» **Task objective**
Repeat the data word for word. Do not include the pictures.
[Start of Input records]
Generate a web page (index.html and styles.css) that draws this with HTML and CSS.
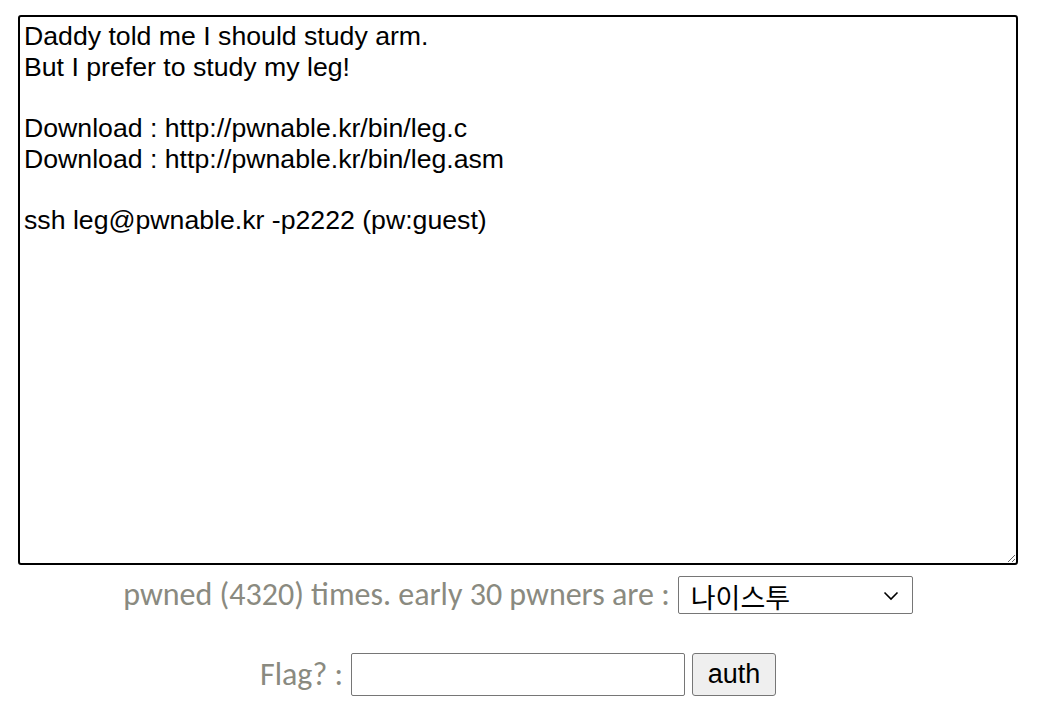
FILE: index.html
```html
<!DOCTYPE html>
<html>
<head>
<meta charset="utf-8">
<link rel="stylesheet" href="styles.css">
</head>
<body>
<div class="page">
<textarea class="desc" readonly>Daddy told me I should study arm.
But I prefer to study my leg!

Download : http://pwnable.kr/bin/leg.c
Download : http://pwnable.kr/bin/leg.asm

ssh leg@pwnable.kr -p2222 (pw:guest)
</textarea>
<div class="row stats">
<span class="label">pwned (4320) times. early 30 pwners are :</span>
<span class="select-wrap">
<select class="pwners"><option>나이스투</option></select>
<svg class="chev" width="16" height="10" viewBox="0 0 16 10"><path d="M1.5 1.5 L8 8 L14.5 1.5" fill="none" stroke="#000" stroke-width="1.6"/></svg>
</span>
</div>
<div class="row flag">
<span class="label">Flag? :</span>
<input class="flag-input" type="text">
<button class="auth">auth</button>
</div>
</div>
</body>
</html>
```

FILE: styles.css
```css
html, body {
  margin: 0;
  padding: 0;
  background: #ffffff;
}
.page {
  width: 1000px;
  padding: 15px 0 0 18px;
}
.desc {
  display: block;
  box-sizing: border-box;
  width: 1000px;
  height: 550px;
  margin: 0;
  border: 2px solid #000000;
  border-radius: 3px;
  padding: 4px 4px;
  font-family: "Liberation Sans", Arial, sans-serif;
  font-size: 26.67px;
  line-height: 1.15;
  color: #000000;
  resize: both;
  outline: none;
}
.row {
  display: flex;
  justify-content: center;
  align-items: center;
}
.stats {
  margin-top: 11px;
  height: 38px;
}
.flag {
  margin-top: 39px;
  height: 43px;
}
.label {
  font-family: Calibri, Carlito, "Open Sans", sans-serif;
  font-size: 32px;
  line-height: 38px;
  color: #8a8a80;
  margin-right: 8px;
}
.select-wrap {
  position: relative;
  display: inline-block;
  height: 38px;
}
.pwners {
  -webkit-appearance: none;
  appearance: none;
  box-sizing: border-box;
  width: 235px;
  height: 38px;
  margin: 0;
  border: 1px solid #767676;
  border-radius: 2px;
  background: #ffffff;
  font-family: "Noto Sans CJK KR", sans-serif;
  font-size: 27px;
  padding: 0 0 0 12px;
  color: #000;
}
.chev {
  position: absolute;
  right: 14px;
  top: 15px;
  pointer-events: none;
}
.flag-input {
  box-sizing: border-box;
  width: 334px;
  height: 43px;
  border: 1px solid #767676;
  border-radius: 2px;
  margin: 0;
}
.auth {
  box-sizing: border-box;
  width: 84px;
  height: 43px;
  margin-left: 7px;
  border: 1px solid #767676;
  border-radius: 3px;
  background: #efefef;
  font-family: "Liberation Sans", Arial, sans-serif;
  font-size: 27px;
  color: #000;
  padding: 0;
}
```
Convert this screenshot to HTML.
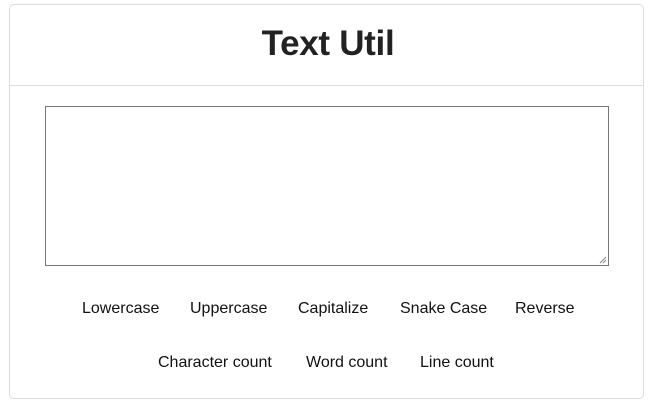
[End of Input records]
» **Written answer**
Generate a web page (index.html and styles.css) that draws this with HTML and CSS.
FILE: index.html
```html
<!DOCTYPE html>
<html>
<head>
<meta charset="utf-8">
<link rel="stylesheet" href="styles.css">
</head>
<body>
<div class="page">
<textarea class="desc" readonly>Daddy told me I should study arm.
But I prefer to study my leg!

Download : http://pwnable.kr/bin/leg.c
Download : http://pwnable.kr/bin/leg.asm

ssh leg@pwnable.kr -p2222 (pw:guest)
</textarea>
<div class="row stats">
<span class="label">pwned (4320) times. early 30 pwners are :</span>
<span class="select-wrap">
<select class="pwners"><option>나이스투</option></select>
<svg class="chev" width="16" height="10" viewBox="0 0 16 10"><path d="M1.5 1.5 L8 8 L14.5 1.5" fill="none" stroke="#000" stroke-width="1.6"/></svg>
</span>
</div>
<div class="row flag">
<span class="label">Flag? :</span>
<input class="flag-input" type="text">
<button class="auth">auth</button>
</div>
</div>
</body>
</html>
```

FILE: styles.css
```css
html, body {
  margin: 0;
  padding: 0;
  background: #ffffff;
}
.page {
  width: 1000px;
  padding: 15px 0 0 18px;
}
.desc {
  display: block;
  box-sizing: border-box;
  width: 1000px;
  height: 550px;
  margin: 0;
  border: 2px solid #000000;
  border-radius: 3px;
  padding: 4px 4px;
  font-family: "Liberation Sans", Arial, sans-serif;
  font-size: 26.67px;
  line-height: 1.15;
  color: #000000;
  resize: both;
  outline: none;
}
.row {
  display: flex;
  justify-content: center;
  align-items: center;
}
.stats {
  margin-top: 11px;
  height: 38px;
}
.flag {
  margin-top: 39px;
  height: 43px;
}
.label {
  font-family: Calibri, Carlito, "Open Sans", sans-serif;
  font-size: 32px;
  line-height: 38px;
  color: #8a8a80;
  margin-right: 8px;
}
.select-wrap {
  position: relative;
  display: inline-block;
  height: 38px;
}
.pwners {
  -webkit-appearance: none;
  appearance: none;
  box-sizing: border-box;
  width: 235px;
  height: 38px;
  margin: 0;
  border: 1px solid #767676;
  border-radius: 2px;
  background: #ffffff;
  font-family: "Noto Sans CJK KR", sans-serif;
  font-size: 27px;
  padding: 0 0 0 12px;
  color: #000;
}
.chev {
  position: absolute;
  right: 14px;
  top: 15px;
  pointer-events: none;
}
.flag-input {
  box-sizing: border-box;
  width: 334px;
  height: 43px;
  border: 1px solid #767676;
  border-radius: 2px;
  margin: 0;
}
.auth {
  box-sizing: border-box;
  width: 84px;
  height: 43px;
  margin-left: 7px;
  border: 1px solid #767676;
  border-radius: 3px;
  background: #efefef;
  font-family: "Liberation Sans", Arial, sans-serif;
  font-size: 27px;
  color: #000;
  padding: 0;
}
```
Convert this screenshot to HTML.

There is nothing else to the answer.